**JOB**
Write out the data below in full, unchanged, minus the images.
# START OF DATA EXTRACT
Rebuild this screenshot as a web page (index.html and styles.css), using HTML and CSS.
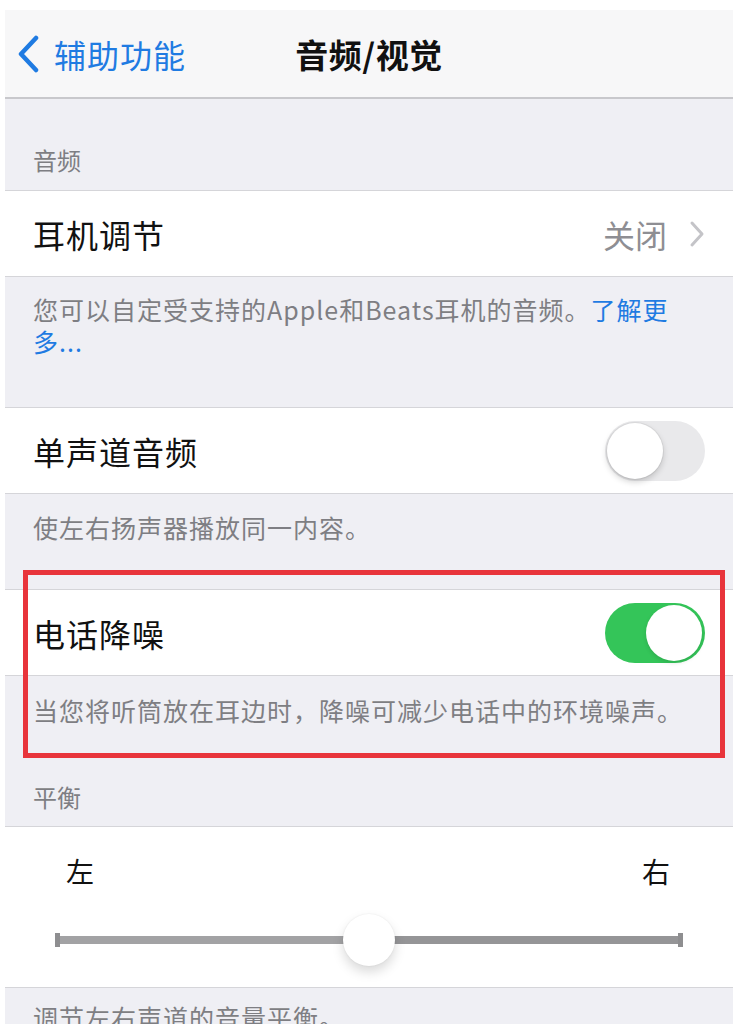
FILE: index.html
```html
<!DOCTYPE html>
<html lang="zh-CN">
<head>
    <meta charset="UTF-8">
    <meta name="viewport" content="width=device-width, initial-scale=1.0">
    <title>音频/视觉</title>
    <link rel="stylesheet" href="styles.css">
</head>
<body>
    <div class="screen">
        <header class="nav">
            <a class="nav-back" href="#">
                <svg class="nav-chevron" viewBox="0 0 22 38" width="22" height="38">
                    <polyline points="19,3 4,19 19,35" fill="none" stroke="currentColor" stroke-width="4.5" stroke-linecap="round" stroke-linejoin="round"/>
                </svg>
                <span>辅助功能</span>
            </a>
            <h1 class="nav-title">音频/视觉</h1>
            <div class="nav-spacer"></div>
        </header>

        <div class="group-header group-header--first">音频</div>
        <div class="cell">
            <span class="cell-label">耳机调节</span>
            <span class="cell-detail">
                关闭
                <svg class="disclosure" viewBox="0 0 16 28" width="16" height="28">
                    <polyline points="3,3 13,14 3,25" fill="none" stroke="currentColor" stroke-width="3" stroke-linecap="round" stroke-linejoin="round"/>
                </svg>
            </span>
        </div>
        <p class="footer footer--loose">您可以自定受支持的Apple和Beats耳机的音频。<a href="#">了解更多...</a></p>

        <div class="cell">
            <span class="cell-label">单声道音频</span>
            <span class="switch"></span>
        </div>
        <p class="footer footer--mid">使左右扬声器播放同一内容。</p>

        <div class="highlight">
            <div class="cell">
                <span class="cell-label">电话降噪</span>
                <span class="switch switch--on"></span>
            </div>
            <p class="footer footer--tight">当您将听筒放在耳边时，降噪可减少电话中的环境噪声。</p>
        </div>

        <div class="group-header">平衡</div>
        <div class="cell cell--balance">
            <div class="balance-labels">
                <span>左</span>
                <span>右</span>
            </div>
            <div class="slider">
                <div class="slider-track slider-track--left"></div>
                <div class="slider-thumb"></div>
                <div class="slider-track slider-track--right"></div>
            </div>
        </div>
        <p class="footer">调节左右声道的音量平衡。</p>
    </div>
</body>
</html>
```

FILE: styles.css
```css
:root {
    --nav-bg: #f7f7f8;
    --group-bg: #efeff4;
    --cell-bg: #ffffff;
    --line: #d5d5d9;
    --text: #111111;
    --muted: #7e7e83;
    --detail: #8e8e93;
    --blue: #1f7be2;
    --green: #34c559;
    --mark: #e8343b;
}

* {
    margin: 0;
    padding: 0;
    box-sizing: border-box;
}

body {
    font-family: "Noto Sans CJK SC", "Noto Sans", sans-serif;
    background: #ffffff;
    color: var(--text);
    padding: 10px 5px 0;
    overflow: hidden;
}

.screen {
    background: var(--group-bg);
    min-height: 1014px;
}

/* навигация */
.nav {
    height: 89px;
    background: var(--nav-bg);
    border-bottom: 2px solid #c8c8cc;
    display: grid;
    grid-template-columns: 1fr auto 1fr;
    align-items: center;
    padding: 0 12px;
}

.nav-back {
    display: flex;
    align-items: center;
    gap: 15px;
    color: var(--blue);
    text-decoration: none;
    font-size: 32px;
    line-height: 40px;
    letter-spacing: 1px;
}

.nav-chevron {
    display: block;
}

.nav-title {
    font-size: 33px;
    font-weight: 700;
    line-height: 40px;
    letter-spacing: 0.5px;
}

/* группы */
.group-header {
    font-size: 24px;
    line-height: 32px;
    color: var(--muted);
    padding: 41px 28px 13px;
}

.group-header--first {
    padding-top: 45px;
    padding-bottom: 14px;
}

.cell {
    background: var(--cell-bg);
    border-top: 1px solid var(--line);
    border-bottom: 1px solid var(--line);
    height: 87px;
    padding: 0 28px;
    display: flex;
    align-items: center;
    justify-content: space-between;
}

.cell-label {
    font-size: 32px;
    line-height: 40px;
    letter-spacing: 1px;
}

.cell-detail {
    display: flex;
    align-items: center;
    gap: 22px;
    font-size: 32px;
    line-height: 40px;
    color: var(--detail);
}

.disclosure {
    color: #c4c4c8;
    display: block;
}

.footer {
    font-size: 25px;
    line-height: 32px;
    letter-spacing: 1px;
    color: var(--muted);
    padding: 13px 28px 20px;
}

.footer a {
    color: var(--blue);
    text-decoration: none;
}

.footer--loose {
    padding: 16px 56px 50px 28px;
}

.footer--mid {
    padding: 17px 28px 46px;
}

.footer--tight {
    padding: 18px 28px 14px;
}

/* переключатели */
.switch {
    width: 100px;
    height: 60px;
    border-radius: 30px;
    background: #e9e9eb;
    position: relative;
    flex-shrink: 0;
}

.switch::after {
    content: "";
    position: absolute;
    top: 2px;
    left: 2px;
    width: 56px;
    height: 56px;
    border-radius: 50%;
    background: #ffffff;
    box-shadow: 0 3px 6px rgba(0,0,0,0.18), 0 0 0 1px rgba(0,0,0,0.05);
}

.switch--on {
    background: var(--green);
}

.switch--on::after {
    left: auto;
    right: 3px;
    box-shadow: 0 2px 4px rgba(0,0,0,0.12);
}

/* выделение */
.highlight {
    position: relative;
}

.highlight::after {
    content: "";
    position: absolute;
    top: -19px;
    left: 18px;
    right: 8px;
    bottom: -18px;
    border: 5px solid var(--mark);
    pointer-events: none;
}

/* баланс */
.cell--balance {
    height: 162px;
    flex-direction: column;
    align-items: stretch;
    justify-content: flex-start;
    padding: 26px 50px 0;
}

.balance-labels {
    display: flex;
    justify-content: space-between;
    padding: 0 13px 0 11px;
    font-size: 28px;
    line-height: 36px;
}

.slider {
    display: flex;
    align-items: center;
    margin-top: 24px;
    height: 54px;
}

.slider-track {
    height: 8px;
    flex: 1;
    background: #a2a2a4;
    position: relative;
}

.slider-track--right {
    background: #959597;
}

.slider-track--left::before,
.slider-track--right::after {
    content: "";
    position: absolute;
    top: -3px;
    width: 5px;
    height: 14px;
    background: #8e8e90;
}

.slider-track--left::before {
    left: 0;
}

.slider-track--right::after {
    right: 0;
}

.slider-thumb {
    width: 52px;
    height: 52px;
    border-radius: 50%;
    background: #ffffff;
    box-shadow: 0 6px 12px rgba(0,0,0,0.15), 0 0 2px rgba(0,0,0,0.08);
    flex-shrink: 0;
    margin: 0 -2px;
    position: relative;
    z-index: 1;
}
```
# END OF DATA EXTRACT
**WRITTEN REPLY**
Rebuild this screenshot as a web page (index.html and styles.css), using HTML and CSS.
FILE: index.html
```html
<!DOCTYPE html>
<html lang="zh-CN">
<head>
    <meta charset="UTF-8">
    <meta name="viewport" content="width=device-width, initial-scale=1.0">
    <title>音频/视觉</title>
    <link rel="stylesheet" href="styles.css">
</head>
<body>
    <div class="screen">
        <header class="nav">
            <a class="nav-back" href="#">
                <svg class="nav-chevron" viewBox="0 0 22 38" width="22" height="38">
                    <polyline points="19,3 4,19 19,35" fill="none" stroke="currentColor" stroke-width="4.5" stroke-linecap="round" stroke-linejoin="round"/>
                </svg>
                <span>辅助功能</span>
            </a>
            <h1 class="nav-title">音频/视觉</h1>
            <div class="nav-spacer"></div>
        </header>

        <div class="group-header group-header--first">音频</div>
        <div class="cell">
            <span class="cell-label">耳机调节</span>
            <span class="cell-detail">
                关闭
                <svg class="disclosure" viewBox="0 0 16 28" width="16" height="28">
                    <polyline points="3,3 13,14 3,25" fill="none" stroke="currentColor" stroke-width="3" stroke-linecap="round" stroke-linejoin="round"/>
                </svg>
            </span>
        </div>
        <p class="footer footer--loose">您可以自定受支持的Apple和Beats耳机的音频。<a href="#">了解更多...</a></p>

        <div class="cell">
            <span class="cell-label">单声道音频</span>
            <span class="switch"></span>
        </div>
        <p class="footer footer--mid">使左右扬声器播放同一内容。</p>

        <div class="highlight">
            <div class="cell">
                <span class="cell-label">电话降噪</span>
                <span class="switch switch--on"></span>
            </div>
            <p class="footer footer--tight">当您将听筒放在耳边时，降噪可减少电话中的环境噪声。</p>
        </div>

        <div class="group-header">平衡</div>
        <div class="cell cell--balance">
            <div class="balance-labels">
                <span>左</span>
                <span>右</span>
            </div>
            <div class="slider">
                <div class="slider-track slider-track--left"></div>
                <div class="slider-thumb"></div>
                <div class="slider-track slider-track--right"></div>
            </div>
        </div>
        <p class="footer">调节左右声道的音量平衡。</p>
    </div>
</body>
</html>
```

FILE: styles.css
```css
:root {
    --nav-bg: #f7f7f8;
    --group-bg: #efeff4;
    --cell-bg: #ffffff;
    --line: #d5d5d9;
    --text: #111111;
    --muted: #7e7e83;
    --detail: #8e8e93;
    --blue: #1f7be2;
    --green: #34c559;
    --mark: #e8343b;
}

* {
    margin: 0;
    padding: 0;
    box-sizing: border-box;
}

body {
    font-family: "Noto Sans CJK SC", "Noto Sans", sans-serif;
    background: #ffffff;
    color: var(--text);
    padding: 10px 5px 0;
    overflow: hidden;
}

.screen {
    background: var(--group-bg);
    min-height: 1014px;
}

/* навигация */
.nav {
    height: 89px;
    background: var(--nav-bg);
    border-bottom: 2px solid #c8c8cc;
    display: grid;
    grid-template-columns: 1fr auto 1fr;
    align-items: center;
    padding: 0 12px;
}

.nav-back {
    display: flex;
    align-items: center;
    gap: 15px;
    color: var(--blue);
    text-decoration: none;
    font-size: 32px;
    line-height: 40px;
    letter-spacing: 1px;
}

.nav-chevron {
    display: block;
}

.nav-title {
    font-size: 33px;
    font-weight: 700;
    line-height: 40px;
    letter-spacing: 0.5px;
}

/* группы */
.group-header {
    font-size: 24px;
    line-height: 32px;
    color: var(--muted);
    padding: 41px 28px 13px;
}

.group-header--first {
    padding-top: 45px;
    padding-bottom: 14px;
}

.cell {
    background: var(--cell-bg);
    border-top: 1px solid var(--line);
    border-bottom: 1px solid var(--line);
    height: 87px;
    padding: 0 28px;
    display: flex;
    align-items: center;
    justify-content: space-between;
}

.cell-label {
    font-size: 32px;
    line-height: 40px;
    letter-spacing: 1px;
}

.cell-detail {
    display: flex;
    align-items: center;
    gap: 22px;
    font-size: 32px;
    line-height: 40px;
    color: var(--detail);
}

.disclosure {
    color: #c4c4c8;
    display: block;
}

.footer {
    font-size: 25px;
    line-height: 32px;
    letter-spacing: 1px;
    color: var(--muted);
    padding: 13px 28px 20px;
}

.footer a {
    color: var(--blue);
    text-decoration: none;
}

.footer--loose {
    padding: 16px 56px 50px 28px;
}

.footer--mid {
    padding: 17px 28px 46px;
}

.footer--tight {
    padding: 18px 28px 14px;
}

/* переключатели */
.switch {
    width: 100px;
    height: 60px;
    border-radius: 30px;
    background: #e9e9eb;
    position: relative;
    flex-shrink: 0;
}

.switch::after {
    content: "";
    position: absolute;
    top: 2px;
    left: 2px;
    width: 56px;
    height: 56px;
    border-radius: 50%;
    background: #ffffff;
    box-shadow: 0 3px 6px rgba(0,0,0,0.18), 0 0 0 1px rgba(0,0,0,0.05);
}

.switch--on {
    background: var(--green);
}

.switch--on::after {
    left: auto;
    right: 3px;
    box-shadow: 0 2px 4px rgba(0,0,0,0.12);
}

/* выделение */
.highlight {
    position: relative;
}

.highlight::after {
    content: "";
    position: absolute;
    top: -19px;
    left: 18px;
    right: 8px;
    bottom: -18px;
    border: 5px solid var(--mark);
    pointer-events: none;
}

/* баланс */
.cell--balance {
    height: 162px;
    flex-direction: column;
    align-items: stretch;
    justify-content: flex-start;
    padding: 26px 50px 0;
}

.balance-labels {
    display: flex;
    justify-content: space-between;
    padding: 0 13px 0 11px;
    font-size: 28px;
    line-height: 36px;
}

.slider {
    display: flex;
    align-items: center;
    margin-top: 24px;
    height: 54px;
}

.slider-track {
    height: 8px;
    flex: 1;
    background: #a2a2a4;
    position: relative;
}

.slider-track--right {
    background: #959597;
}

.slider-track--left::before,
.slider-track--right::after {
    content: "";
    position: absolute;
    top: -3px;
    width: 5px;
    height: 14px;
    background: #8e8e90;
}

.slider-track--left::before {
    left: 0;
}

.slider-track--right::after {
    right: 0;
}

.slider-thumb {
    width: 52px;
    height: 52px;
    border-radius: 50%;
    background: #ffffff;
    box-shadow: 0 6px 12px rgba(0,0,0,0.15), 0 0 2px rgba(0,0,0,0.08);
    flex-shrink: 0;
    margin: 0 -2px;
    position: relative;
    z-index: 1;
}
```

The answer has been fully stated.